Outside Israel, there has been shock at the harrowing television images of the suffering in the ruins of Gaza, where aid agencies, struggling to get enough emergency supplies in, report a growing humanitarian crisis.

For Israelis, the devastating attack by Hamas-led gunmen that killed some 1,200 people in the deadliest day in Israel's history, remains a traumatic scar, made worse by the fate of around 250 hostages seized and taken into Gaza.

"The fact that they're even having this conversation is quite ludicrous, to be honest," said 39 year-old Adi Levanon, who works in start up investments in Tel Aviv.

"I think that we have women, young women, we have men, we have elderly individuals that have been take hostage. It makes no sense for country that's trying to defend and protect its people to not get them back home," he said.


However the immediate practical impact on Israeli policy is likely to be limited, beyond reinforcing a defiant national mood already stoked by the International Criminal Court prosecutor's decision to seek arrest warrants against Netanyahu and Defence Minister Yoav Gallant.

Internal Security Minister Itamar Ben-Gvir, who heads a hardline nationalist religious party that is key to the stability of Netanyahu's coalition, dismissed the ruling.

"Our future doesn't depend on what the Gentiles say but rather what the Jews do," he said on social media platform X, quoting a celebrated remark by David Ben Gurion, Israel's first prime minister.

The case before the ICJ was brought by South Africa on the basis that by killing Palestinians in Gaza, causing them serious mental and bodily harm and creating conditions of life "calculated to bring about their physical destruction", Israel is committing genocide against them.

Israel calls the allegations outrageous, saying it does everything possible to protect civilians and accusing Hamas of deliberately using civilians as human shields, a charge denied by the Islamist group which has controlled Gaza since 2007.

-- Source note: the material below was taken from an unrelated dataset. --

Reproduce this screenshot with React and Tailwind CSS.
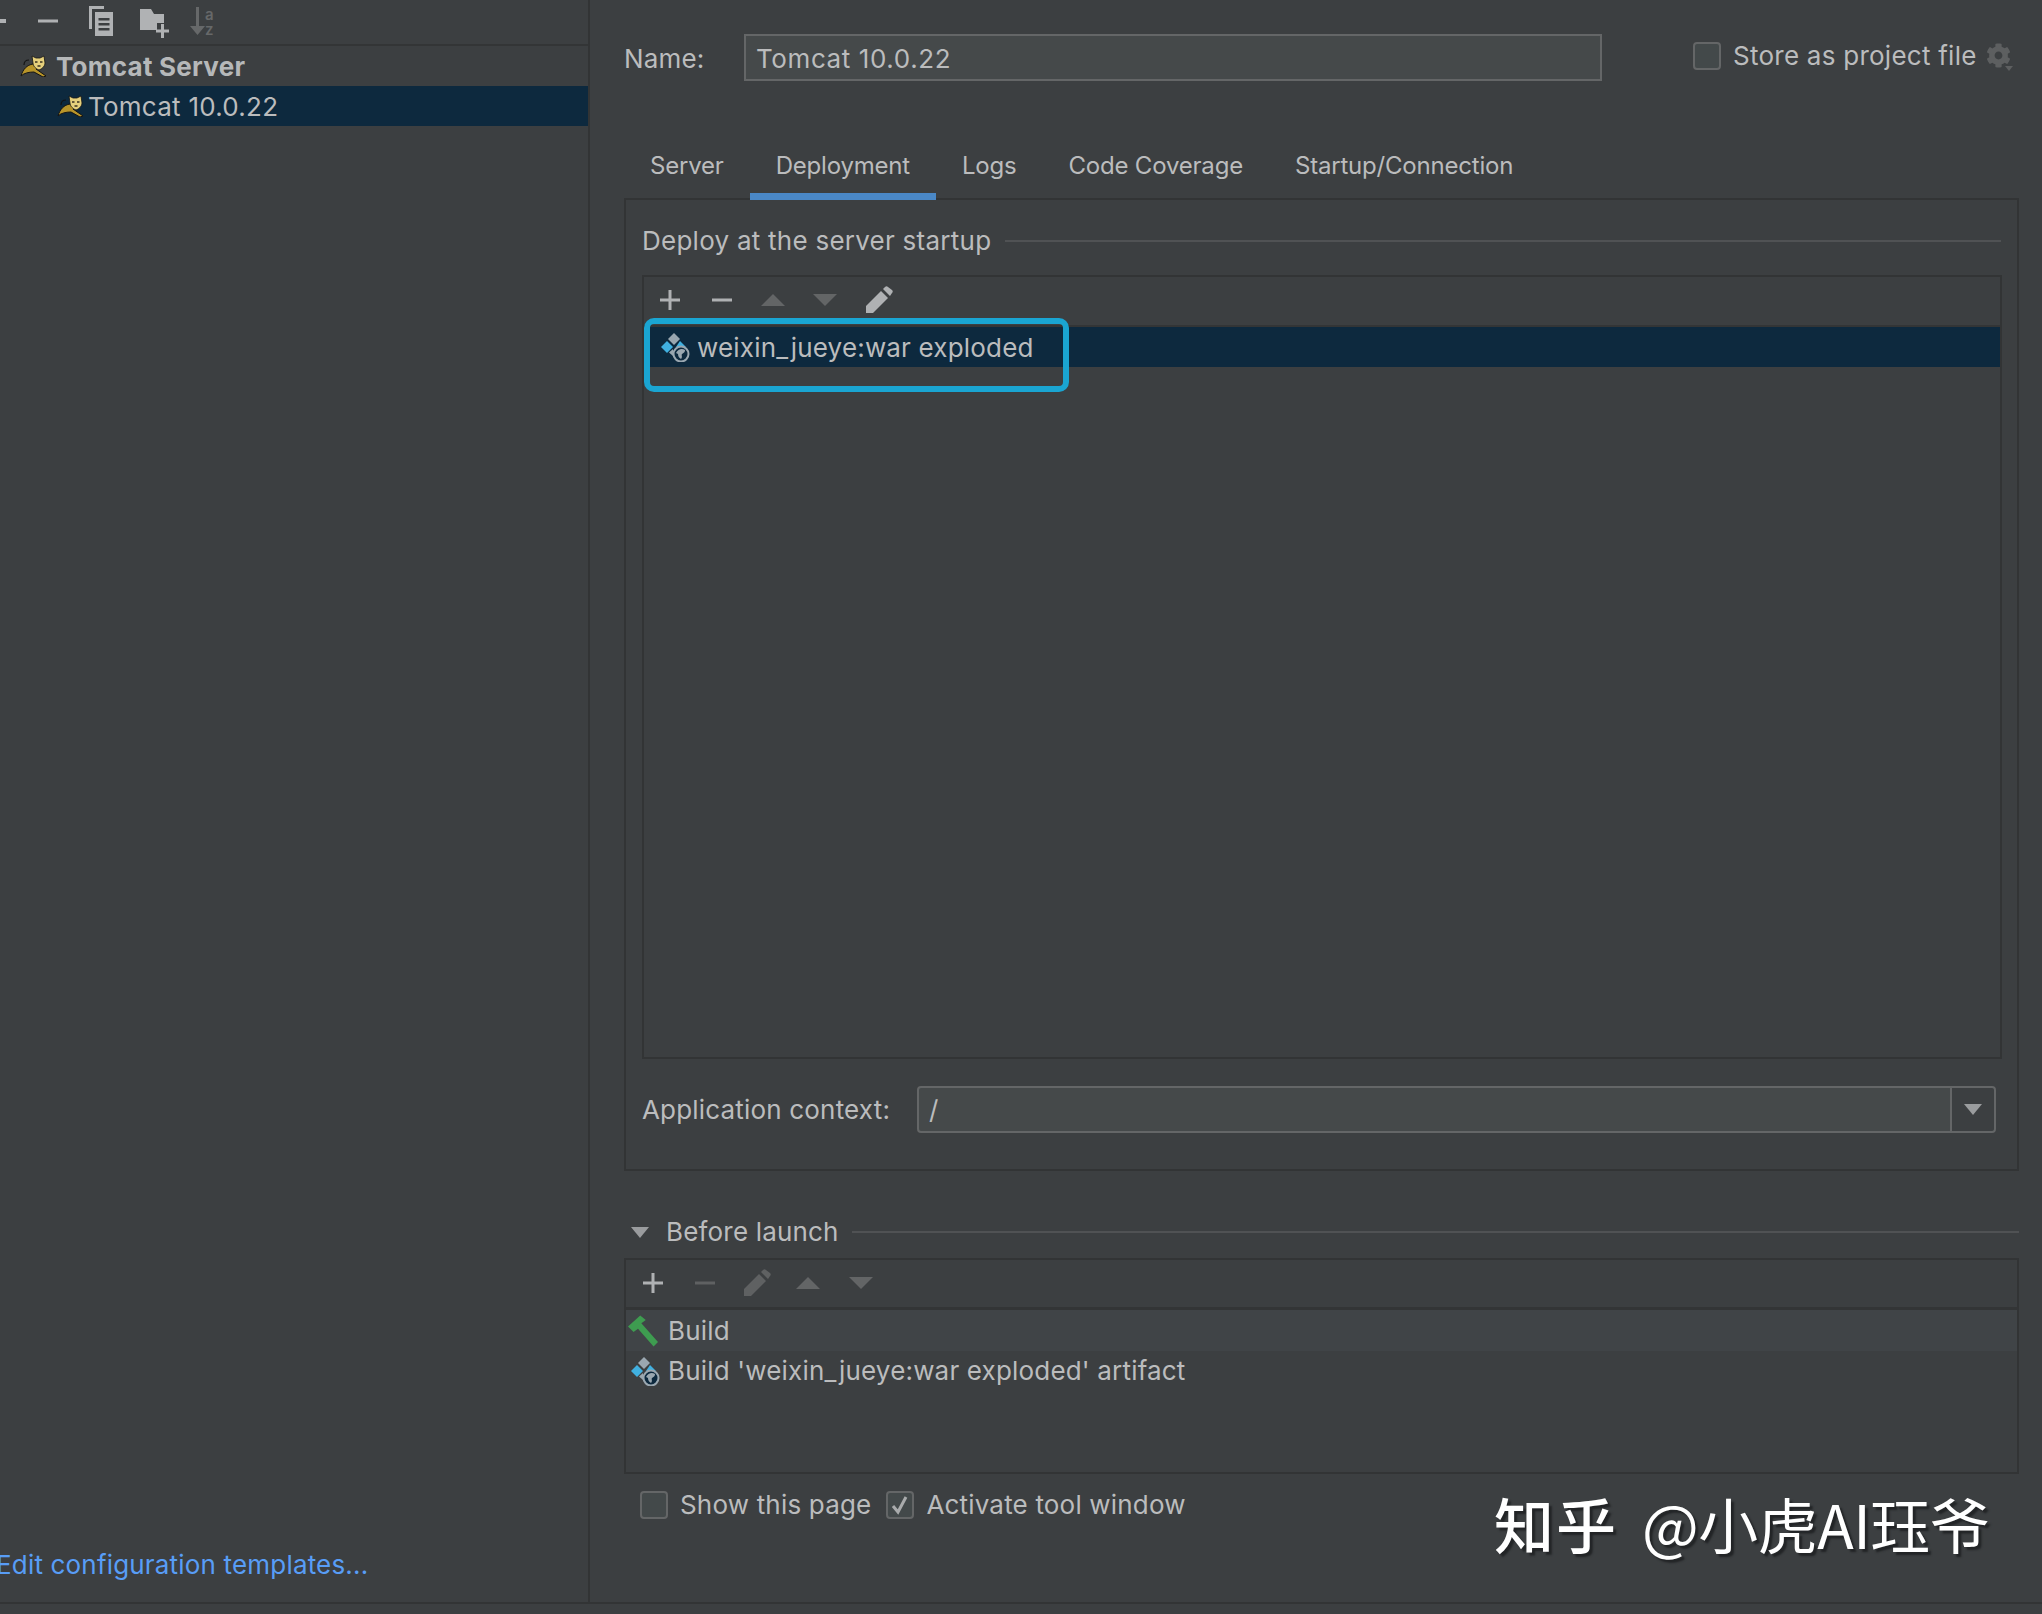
import { FaCog } from 'react-icons/fa'

const Plus = ({ color = '#afb1b3' }) => (
  <svg width="22" height="22" viewBox="0 0 22 22"><path d="M9.5 1h3v8.5H21v3h-8.5V21h-3v-8.5H1v-3h8.5z" fill={color} /></svg>
)
const Minus = ({ color = '#afb1b3' }) => (
  <svg width="22" height="22" viewBox="0 0 22 22"><rect x="1" y="9.5" width="20" height="3" fill={color} /></svg>
)
const Up = () => (
  <svg width="24" height="12" viewBox="0 0 24 12"><path d="M12 0l12 12H0z" fill="#636566" /></svg>
)
const Down = () => (
  <svg width="24" height="12" viewBox="0 0 24 12"><path d="M0 0h24L12 12z" fill="#636566" /></svg>
)
const Pencil = ({ color = '#afb1b3' }) => (
  <svg width="28" height="28" viewBox="0 0 28 28">
    <path d="M1 27v-7L16 5l7 7L8 27z" fill={color} />
    <path d="M18 3l2-2c1-1 2-1 3 0l4 3c1 1 1 2 0 3l-2 3z" fill={color} />
  </svg>
)

function Tomcat() {
  return (
    <svg width="28" height="22" viewBox="0 0 28 22" className="shrink-0">
      <path d="M1 21c2-7 6-11 12-12l8 3-5 2 10 7-3 1-9-5c-5 0-10 1-13 4z" fill="#b8952a" stroke="#141414" strokeWidth="1" />
      <path d="M4 10c0-3 2-5 5-5" fill="none" stroke="#141414" strokeWidth="1.2" />
      <path d="M12 1l4 2h4l4-2 1 7c0 3-3 6-6 7-3-1-6-4-6-7z" fill="#e6d07c" stroke="#141414" strokeWidth="0.8" />
      <path d="M15 7h2.500M20 7h2.500M17.500 11h3" stroke="#3a3020" strokeWidth="1.3" />
    </svg>
  )
}

function Artifact() {
  return (
    <svg width="30" height="30" viewBox="0 0 30 30" className="shrink-0">
      <path d="M7 9l6 6-6 6-6-6z" fill="#40b0e0" />
      <path d="M14 1l6 6-6 6-6-6z" fill="#9aa7b0" />
      <path d="M20 9l6 6h-10z" fill="#40b0e0" />
      <path d="M13 17v7l-4-3.5z" fill="#9aa7b0" />
      <circle cx="21" cy="22" r="7.5" fill="#0d293e" stroke="#9aa7b0" strokeWidth="2" />
      <path d="M16 21c2-4 6-5 9-3 0 3-2 3-3 4s1 3-1 5c-2-1-3-3-3-5z" fill="#9aa7b0" />
    </svg>
  )
}

function Hammer() {
  return (
    <svg width="30" height="32" viewBox="1 1 27 28" className="shrink-0">
      <path d="M1 11L12 1l5 4-4 3 15 17-4 4L10 13l-4 3z" fill="#3e9c50" />
    </svg>
  )
}

function Checkbox({ checked }) {
  return (
    <div className="w-[28px] h-[28px] shrink-0 rounded-[4px] border-2 border-[#646667] bg-[#43494a] flex items-center justify-center">
      {checked && (
        <svg width="18" height="20" viewBox="0 0 18 20"><path d="M2 11l5 6L15 2" fill="none" stroke="#a9abac" strokeWidth="3" /></svg>
      )}
    </div>
  )
}

export default function App() {
  const tabs = ['Server', 'Deployment', 'Logs', 'Code Coverage', 'Startup/Connection']

  return (
    <div className="relative w-[2042px] h-[1614px] overflow-hidden bg-[#3c3f41] text-[#bbbcbd] text-[26px] leading-[36px] tracking-[0.18px] font-[Inter,'Liberation_Sans',sans-serif] flex flex-col">
      <div className="flex h-[1602px]">
        {/* left tree */}
        <div className="w-[590px] shrink-0 border-r-2 border-[#323435] flex flex-col">
          <div className="h-[46px] shrink-0 border-b-2 border-[#333536] flex items-center pb-[3px]">
            <div className="w-[6px] h-[4px] bg-[#afb1b3]" />
            <div className="ml-[31px] flex"><Minus /></div>
            <svg className="ml-[29px]" width="26" height="32" viewBox="0 0 26 32" fill="#b0b2b4">
              <path d="M1 1h15v3H4v20H1z" />
              <path d="M7 7h18v24H7zM10.5 13v2.500h11V13zM10.5 18v2.500h11V18zM10.500 23v2.500h11V23z" fillRule="evenodd" />
            </svg>
            <svg className="ml-[25px] mt-[4px]" width="30" height="30" viewBox="0 0 30 30" fill="#b0b2b4">
              <path d="M1 1h11l3 5h10v9h-7v7H1z" />
              <rect x="22" y="16" width="3" height="14" />
              <rect x="17" y="21.500" width="13" height="3" />
            </svg>
            <svg className="ml-[20px] mt-[5px]" width="28" height="36" viewBox="0 0 28 36" fill="#666869">
              <path d="M7 2h3v19h6l-7.500 9L1 21h6z" />
              <text x="16" y="15" fontSize="15" fontWeight="600" fontFamily="Inter, sans-serif">a</text>
              <text x="16" y="30" fontSize="15" fontWeight="600" fontFamily="Inter, sans-serif">z</text>
            </svg>
          </div>

          <div className="h-[40px] flex items-center pl-[20px] shrink-0">
            <Tomcat />
            <span className="ml-[8px] pt-[2px] font-bold text-[#b6b8b9] tracking-[0.25px]">Tomcat Server</span>
          </div>
          <div className="h-[40px] flex items-center pl-[57px] bg-[#0d293e] shrink-0">
            <Tomcat />
            <span className="ml-[3px] pt-[2px] tracking-[0.25px]">Tomcat 10.0.22</span>
          </div>

          <a className="mt-auto mb-[19px] -ml-[4px] text-[#589df6]">Edit configuration templates...</a>
        </div>

        {/* right side */}
        <div className="w-[1395px] ml-[34px] shrink-0 flex flex-col">
          <div className="flex items-center h-[47px] mt-[34px] shrink-0">
            <span className="w-[120px] pt-[2px]">Name:</span>
            <div className="w-[858px] h-[47px] border-2 border-[#646667] bg-[#45494a] flex items-center px-[10px] pt-[2px] tracking-[0.6px]">Tomcat 10.0.22</div>
            <div className="ml-[91px] flex items-center -mt-[4px]">
              <Checkbox />
              <span className="ml-[12px] tracking-[0.25px]">Store as project file</span>
              <div className="ml-[9px] relative">
                <FaCog size={25} color="#5d5f60" />
                <div className="absolute right-[-2px] bottom-[-3px] border-x-[4px] border-t-[5px] border-x-transparent border-t-[#5d5f60]" />
              </div>
            </div>
          </div>

          <div className="flex mt-[55px] h-[64px] -mb-[2px] relative z-10 shrink-0 text-[24px] tracking-[-0.2px]">
            {tabs.map(tab => (
              <div
                key={tab}
                className={`px-[26px] pt-[12px] ${tab === 'Deployment' ? 'border-b-[7px] border-[#4a88c7]' : ''}`}
              >
                {tab}
              </div>
            ))}
          </div>

          {/* deployment panel */}
          <div className="h-[973px] shrink-0 border-2 border-[#323435] px-[16px] pt-[23px]">
            <div className="flex items-center h-[36px]">
              <span className="tracking-[0.25px]">Deploy at the server startup</span>
              <div className="flex-1 h-[2px] bg-[#505254] ml-[14px]" />
            </div>
            <div className="relative mt-[16px] h-[784px] w-[1360px] border-2 border-[#323435]">
              <div className="h-[50px] border-b-2 border-[#333536] flex items-center pb-[3px]">
                <div className="ml-[15px]"><Plus /></div>
                <div className="ml-[30px]"><Minus /></div>
                <div className="ml-[28px]"><Up /></div>
                <div className="ml-[28px]"><Down /></div>
                <div className="ml-[28px]"><Pencil /></div>
              </div>
              <div className="h-[40px] bg-[#0d293e] flex items-center pl-[16px]">
                <Artifact />
                <span className="ml-[7px] pt-[2px]">weixin_jueye:war exploded</span>
              </div>
              <div className="absolute left-0 top-[41px] w-[425px] h-[74px] rounded-[10px] border-[6px] border-[#1aa5d2]" />
            </div>
            <div className="flex items-center mt-[27px]">
              <span className="w-[275px]">Application context:</span>
              <div className="w-[1079px] h-[47px] rounded-[4px] border-2 border-[#646667] bg-[#45494a] flex items-center">
                <span className="flex-1 pl-[10px]">/</span>
                <div className="w-[44px] h-full border-l-2 border-[#646667] bg-[#3c3f41] rounded-r-[3px] flex items-center justify-center">
                  <div className="border-x-[9px] border-t-[11px] border-x-transparent border-t-[#9a9c9e]" />
                </div>
              </div>
            </div>
          </div>

          {/* before launch */}
          <div className="flex items-center h-[36px] mt-[43px] shrink-0">
            <div className="ml-[7px] border-x-[9px] border-t-[11px] border-x-transparent border-t-[#9a9c9e]" />
            <span className="ml-[17px]">Before launch</span>
            <div className="flex-1 h-[2px] bg-[#505254] ml-[13px]" />
          </div>
          <div className="mt-[8px] h-[216px] shrink-0 border-2 border-[#323435]">
            <div className="h-[50px] border-b-[3px] border-[#333536] flex items-center pb-[2px]">
              <div className="ml-[16px]"><Plus /></div>
              <div className="ml-[30px]"><Minus color="#5f6162" /></div>
              <div className="ml-[27px]"><Pencil color="#5f6162" /></div>
              <div className="ml-[25px]"><Up /></div>
              <div className="ml-[29px]"><Down /></div>
            </div>
            <div className="h-[41px] bg-[#404447] flex items-center pl-[2px]">
              <Hammer />
              <span className="ml-[10px]">Build</span>
            </div>
            <div className="h-[39px] flex items-center pl-[4px]">
              <Artifact />
              <span className="ml-[8px]">Build 'weixin_jueye:war exploded' artifact</span>
            </div>
          </div>
          <div className="flex items-center mt-[13px] pl-[16px]">
            <Checkbox />
            <span className="ml-[12px]">Show this page</span>
            <div className="ml-[15px]"><Checkbox checked /></div>
            <span className="ml-[12px]">Activate tool window</span>
          </div>
        </div>
      </div>

      <div className="flex-1 border-t-2 border-[#323435]" />

      <div className="absolute left-[1494px] top-[1483px] text-white text-[60px] leading-[80px] tracking-[-0.5px] [word-spacing:11px] whitespace-nowrap font-['Noto_Sans_CJK_SC','Noto_Sans',sans-serif] [text-shadow:3px_3px_2px_#222426]">
        <span className="font-medium tracking-[2px]">知乎</span> @小虎AI珏爷
      </div>
    </div>
  )
}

By coincidence or not, shortly after the ruling in the Hague was read out, residents in Rafah, where the Israeli army has been carrying out probing attacks on the city's edges, reported a particularly heavy air strike.

Israeli forces have been massed at the city's edges for weeks ahead of a long announced operation to destroy the four remaining Hamas battalions the army says are based there.

However, heavy fighting has also continued in other areas of Gaza, notably in the northern area of Jabaliya, where the army said earlier it had recovered the bodies of three hostages killed on Oct. 7.

War cabinet minister Benny Gantz, who spoke with U.S. Secretary of State Antony Blinken, said Israel had set out on a "just and necessary campaign" following the Oct. 7 attack and said it would keep going, despite the ruling.

"The State of Israel is committed to continue fighting to return its hostages and promise the security of its citizens - wherever and whenever necessary - including in Rafah," he said in a statement.